Examine the material below. Gather every line in which the string "React" appears.

....

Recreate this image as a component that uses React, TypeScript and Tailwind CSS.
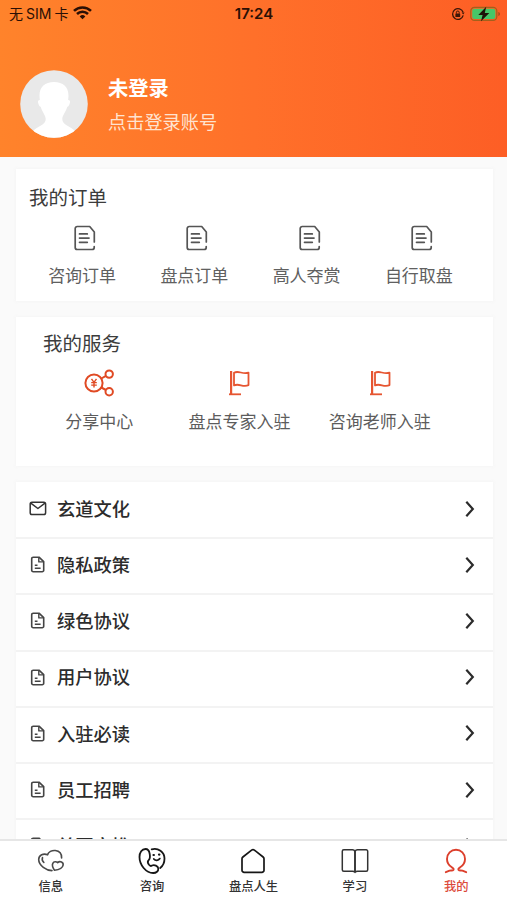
// src/App.tsx

import React from 'react';

// アイコンの型
type IconType = React.FC;

interface Entry {
  label: string;
  icon: IconType;
}

const WifiIcon: React.FC = () => (
  <svg width="19" height="14" viewBox="0 0 19 14" fill="none" stroke="#2a0f05" strokeWidth="2.6">
    <path d="M1 4.9a12.2 12.2 0 0 1 17 0" />
    <path d="M4 8a8 8 0 0 1 11 0" />
    <path d="M9.5 13.2 6.7 10.4a4 4 0 0 1 5.6 0z" fill="#2a0f05" stroke="none" />
  </svg>
);

const LockIcon: React.FC = () => (
  <svg width="14" height="14" viewBox="0 0 14 14" fill="none" stroke="#3a1608" strokeWidth="1.3">
    <path d="M12.1 5.2A5.4 5.4 0 1 0 12.2 8.4" />
    <path d="M10.6 5.4h3l-1.4 2z" fill="#3a1608" stroke="none" />
    <rect x="4.4" y="6.4" width="4.8" height="3.6" rx=".5" fill="#3a1608" stroke="none" />
    <path d="M5.4 6.6V5.4a1.4 1.4 0 0 1 2.8 0v1.2" strokeWidth="1" />
  </svg>
);

const BatteryIcon: React.FC = () => (
  <svg width="31" height="16" viewBox="0 0 31 16" fill="none">
    <rect x=".8" y="1.4" width="26" height="13" rx="3.6" stroke="#a3601c" strokeWidth="1.2" />
    <rect x="2.2" y="2.8" width="23.2" height="10.2" rx="2.2" fill="#46c768" />
    <path d="M28.4 6v4c.9-.3 1.500-1 1.500-2s-.6-1.700-1.500-2z" fill="#a3481c" />
    <path d="M16.200.8 8.300 9h4.300L11 15.200 19.300 7h-4.500z" fill="#1d1208" />
  </svg>
);

const Avatar: React.FC = () => (
  <svg width="68" height="68" viewBox="0 0 68 68">
    <clipPath id="avatar">
      <circle cx="34" cy="34" r="33.800" />
    </clipPath>
    <g clipPath="url(#avatar)">
      <rect width="68" height="68" fill="#e9e9e9" />
      <path
        d="M34 12c-9 0-14.500 5-14.500 13.500 0 2 .2 3 .3 4.500-1.800 0-2.300 1.500-1.500 3.500.6 1.800 1.200 3 2.400 3.300C22 42 25.500 45 25.700 49c.3 6-8.700 7.500-12.700 12L10 68h48l-3-7c-4-4.500-13-6-12.700-12 .2-4 3.700-7 5-12.200 1.200-.3 1.800-1.500 2.400-3.300.8-2 .3-3.500-1.500-3.500.1-1.500.3-2.500.3-4.500C48.500 17 43 12 34 12z"
        fill="#fff"
      />
    </g>
  </svg>
);

const OrderIcon: IconType = () => (
  <svg width="22" height="26" viewBox="0 0 22 26" fill="none" stroke="#555" strokeWidth="1.700" strokeLinecap="round" strokeLinejoin="round">
    <path d="M20.300 17V7l-4.600-5.500H3.200A2 2 0 0 0 1.200 3.500v19a2 2 0 0 0 2 2h15a2 2 0 0 0 2-1.900v-1" />
    <path d="M5.500 8.900h7.800M5.500 13.100h9.500M5.500 17.300h7.800" />
  </svg>
);

const ShareIcon: IconType = () => (
  <svg width="31" height="28" viewBox="0 0 31 28" fill="none" stroke="#e04a24" strokeWidth="2">
    <circle cx="10" cy="14" r="8.600" />
    <circle cx="25.200" cy="5.100" r="3.700" />
    <circle cx="25.200" cy="22.700" r="3.700" />
    <path d="M17.300 9.500l4.700-2.700M17.300 18.500l4.700 2.500" />
    <path d="M7.500 9.900l2.500 3.500 2.500-3.500M10 13.400v5.200M7.200 13.600h5.600M7.200 16.100h5.600" strokeWidth="1.400" />
  </svg>
);

const FlagIcon: IconType = () => (
  <svg width="22" height="26" viewBox="0 0 22 26" fill="none" stroke="#e65531" strokeWidth="1.800" strokeLinejoin="round">
    <path d="M3.100 1v23.500" strokeWidth="2.200" />
    <path d="M1 24.300h12" />
    <path d="M6 2.800c4.500-2.800 8.500 2 14.500-.2v12.500c-5.500 2.600-9.500-2.200-14.500.3z" />
  </svg>
);

const MailIcon: IconType = () => (
  <svg width="18" height="15" viewBox="0 0 18 15" fill="none" stroke="#333" strokeWidth="1.500" strokeLinejoin="round">
    <rect x="1.200" y="1.200" width="15.400" height="12.300" rx="1.800" />
    <path d="M1.800 2.200 8.900 7.500 16 2.200" />
  </svg>
);

const FileIcon: IconType = () => (
  <svg width="18" height="17" viewBox="0 0 18 17" fill="none" stroke="#444" strokeWidth="1.600" strokeLinejoin="round">
    <path d="M10 1.200H4.200a1.500 1.500 0 0 0-1.500 1.500v11.500a1.500 1.500 0 0 0 1.500 1.500h9a1.500 1.500 0 0 0 1.500-1.500V5.700z" />
    <path d="M9.800 1.500v4.400h4.600M5.800 9.200h2.700M5.800 12.200h5.800" strokeWidth="1.400" />
  </svg>
);

const ChevronIcon: React.FC = () => (
  <svg width="10" height="16" viewBox="0 0 10 16" fill="none" stroke="#2b2b2b" strokeWidth="2.200">
    <path d="M1.300.8 7.800 8 1.300 15.200" />
  </svg>
);

const HeartsIcon: IconType = () => (
  <svg width="28" height="26" viewBox="0 0 28 26" fill="none" stroke="#4a4a4a" strokeWidth="1.600" strokeLinecap="round" strokeLinejoin="round">
    <path d="M15 22.600C9.500 22.600 1.700 17.500 1.700 11.600 1.700 7 6.500 5 10.600 6.800 12 .8 25 .2 24.600 10" />
    <path d="M5.500 9.600c-.6 1.800-.2 3.600 1.300 4.800" />
    <path d="M17.500 22.300c-1.700-2.500-2.900-4.700-1.700-6.900 1.100-2 3.400-2 4.900-.8 2.300-2 6-.4 5.400 2.500-.6 3.200-4.600 4.700-8.600 5.200z" />
  </svg>
);

const PhoneIcon: IconType = () => (
  <svg width="28" height="28" viewBox="0 0 28 28" fill="none" stroke="#161616" strokeWidth="1.800" strokeLinecap="round" strokeLinejoin="round">
    <path d="M7.500 2C3.900 2 1.500 5.500 1.500 10c0 8 6.500 16 13.700 16 3.100 0 5.300-2 5.100-4.400-.2-2.700-4.100-4.400-6.300-3-1.300.8-2.200.4-3.200-1-1.200-1.800-1.400-3.200-.3-4.200 1.700-1.600 1.700-4 1.200-6.600C11.200 3.800 9.700 2 7.500 2z" />
    <path d="M13.700 2.300c6.300-2 12.800 2.700 12.800 9.300 0 4.300-1.700 7.500-4.300 9.400" />
    <path d="M15.800 12c1.600 1.900 4.600 1.800 6-.4" />
    <path d="M15.500 8h.4M21 7.600h.4" strokeWidth="2.200" />
  </svg>
);

const HouseIcon: IconType = () => (
  <svg width="26" height="26" viewBox="0 0 26 26" fill="none" stroke="#161616" strokeWidth="1.700" strokeLinejoin="round">
    <path d="M2 10.800c0-.8.3-1.300.9-1.800l8.700-6.900c.9-.7 1.900-.7 2.800 0L23.100 9c.6.500.9 1 .9 1.800v11.400a2.100 2.100 0 0 1-2.100 2.100H4.100A2.100 2.100 0 0 1 2 22.200z" />
  </svg>
);

const BookIcon: IconType = () => (
  <svg width="28" height="26" viewBox="0 0 28 26" fill="none" stroke="#333" strokeWidth="1.500" strokeLinejoin="round">
    <path d="M14 3.700C13.500 2.300 12.800 1.800 11.500 1.800H2.800A1.500 1.500 0 0 0 1.300 3.300v18.400a1.500 1.500 0 0 0 1.500 1.500h8.700c1.300 0 1.800.3 2.500 1.200.7-.9 1.200-1.200 2.500-1.200h8.700a1.500 1.500 0 0 0 1.500-1.500V3.300a1.500 1.500 0 0 0-1.500-1.500h-8.700c-1.300 0-2 .5-2.500 1.900z" />
    <path d="M14 3.500v20.500" strokeWidth="1.900" />
  </svg>
);

const MineIcon: IconType = () => (
  <svg width="24" height="26" viewBox="0 0 24 26" fill="none" stroke="#dc3f2c" strokeWidth="1.900" strokeLinecap="round" strokeLinejoin="round">
    <path d="M1.800 24.200 5.600 22.700C7.300 22.200 8.600 23 9.400 21.900c.8-1.200-.3-1.700-1.600-2.600C5 17.500 3 14.700 3 11c0-5.300 4-9.300 9-9.300s9 4 9 9.300c0 3.700-2 6.500-4.800 8.300-1.300.9-2.400 1.400-1.600 2.600.8 1.100 2.100.3 3.800.8l3.800 1.500" />
  </svg>
);

const orders: Entry[] = [
  { label: '咨询订单', icon: OrderIcon },
  { label: '盘点订单', icon: OrderIcon },
  { label: '高人夺赏', icon: OrderIcon },
  { label: '自行取盘', icon: OrderIcon },
];

const services: Entry[] = [
  { label: '分享中心', icon: ShareIcon },
  { label: '盘点专家入驻', icon: FlagIcon },
  { label: '咨询老师入驻', icon: FlagIcon },
];

const menus: Entry[] = [
  { label: '玄道文化', icon: MailIcon },
  { label: '隐私政策', icon: FileIcon },
  { label: '绿色协议', icon: FileIcon },
  { label: '用户协议', icon: FileIcon },
  { label: '入驻必读', icon: FileIcon },
  { label: '员工招聘', icon: FileIcon },
  { label: '首页文推', icon: FileIcon },
];

const tabs: Entry[] = [
  { label: '信息', icon: HeartsIcon },
  { label: '咨询', icon: PhoneIcon },
  { label: '盘点人生', icon: HouseIcon },
  { label: '学习', icon: BookIcon },
  { label: '我的', icon: MineIcon },
];

const App: React.FC = () => {
  return (
    <div className="flex h-[900px] w-[507px] flex-col overflow-hidden bg-[#fafafa] font-['Liberation_Sans','Noto_Sans_CJK_SC',sans-serif]">
      {/* ヘッダー */}
      <header className="h-[157px] shrink-0 bg-linear-to-r from-[#ff832b] via-[#ff702a] to-[#fd5e25]">
        <div className="grid h-7 grid-cols-3 items-center pr-[6px] pl-[9px] text-[#2a0f05]">
          <div className="flex items-center gap-[7px]">
            <div className="flex items-center gap-[3px] text-[14px] leading-none whitespace-nowrap">
              <span>无</span>
              <span className="font-['Inter','Liberation_Sans',sans-serif] text-[14px]">SIM</span>
              <span>卡</span>
            </div>
            <div className="-mt-[2px] -ml-[2px]">
              <WifiIcon />
            </div>
          </div>
          <div className="pr-[2px] text-center font-['Inter','Liberation_Sans',sans-serif] text-[15px] font-semibold">17:24</div>
          <div className="-mt-[1px] flex items-center justify-end gap-[5px]">
            <LockIcon />
            <BatteryIcon />
          </div>
        </div>
        <div className="mt-[42px] flex items-start pl-5">
          <Avatar />
          <div className="ml-5 flex flex-col pt-[2px] text-white">
            <span className="text-[20.300px] leading-[34px] font-bold">未登录</span>
            <span className="text-[18.200px] leading-[34px] text-[#ffe3d0]">点击登录账号</span>
          </div>
        </div>
      </header>

      <main className="min-h-0 flex-1 overflow-hidden px-4 pt-3">
        {/* 注文 */}
        <section className="h-[132px] w-[477px] bg-white pt-[15px] shadow-[0_0_3px_1px_#f5f5f5]">
          <h2 className="pl-[13px] text-[19.500px] leading-7 text-[#3c3c3c]">我的订单</h2>
          <div className="mt-[13px] ml-[10px] grid w-[449px] grid-cols-4">
            {orders.map(({ label, icon: Icon }) => (
              <div key={label} className="flex flex-col items-center">
                <div className="pl-[6px]">
                  <Icon />
                </div>
                <span className="mt-[14px] text-[17px] leading-6 text-[#606060]">{label}</span>
              </div>
            ))}
          </div>
        </section>

        {/* サービス */}
        <section className="mt-4 h-[149px] w-[477px] bg-white pt-[13px] shadow-[0_0_3px_1px_#f6f6f6]">
          <h2 className="pl-[27px] text-[19.500px] leading-7 text-[#3c3c3c]">我的服务</h2>
          <div className="mt-[11px] ml-[13px] grid w-[421px] grid-cols-3">
            {services.map(({ label, icon: Icon }) => (
              <div key={label} className="flex flex-col items-center">
                <div className="flex h-7 items-center">
                  <Icon />
                </div>
                <span className="mt-[14px] text-[17px] leading-6 whitespace-nowrap text-[#5c5c5c]">{label}</span>
              </div>
            ))}
          </div>
        </section>

        {/* メニュー一覧 */}
        <section className="mt-4 w-[477px] bg-white pt-[1px] shadow-[0_0_3px_1px_#f5f5f5]">
          {menus.map(({ label, icon: Icon }) => (
            <div key={label} className="flex h-[56.200px] items-center border-b-2 border-[#f3f3f3] pr-[18px] pb-[3px] pl-[13px]">
              <Icon />
              <span className="ml-[10px] flex-1 pt-[2px] text-[18.300px] font-medium text-[#2c2c2c]">{label}</span>
              <ChevronIcon />
            </div>
          ))}
        </section>
      </main>

      {/* タブバー */}
      <nav className="grid h-[61px] shrink-0 grid-cols-5 border-t-2 border-[#e6e6e6] bg-white">
        {tabs.map(({ label, icon: Icon }) => (
          <div key={label} className={label === '我的' ? 'flex flex-col items-center pt-[6px] text-[#dc4a3a]' : 'flex flex-col items-center pt-[6px] text-[#333]'}>
            <div className="flex h-7 items-center">
              <Icon />
            </div>
            <span className="mt-[3px] text-[12.300px] leading-[18px] font-medium">{label}</span>
          </div>
        ))}
      </nav>
    </div>
  );
};

export default App;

....

**SOLUTION TO THIS PROBLEM**
Recreate this image as a component that uses React, TypeScript and Tailwind CSS.
import React from 'react';
type IconType = React.FC;
const WifiIcon: React.FC = () => (
const LockIcon: React.FC = () => (
const BatteryIcon: React.FC = () => (
const Avatar: React.FC = () => (
const ChevronIcon: React.FC = () => (
const App: React.FC = () => {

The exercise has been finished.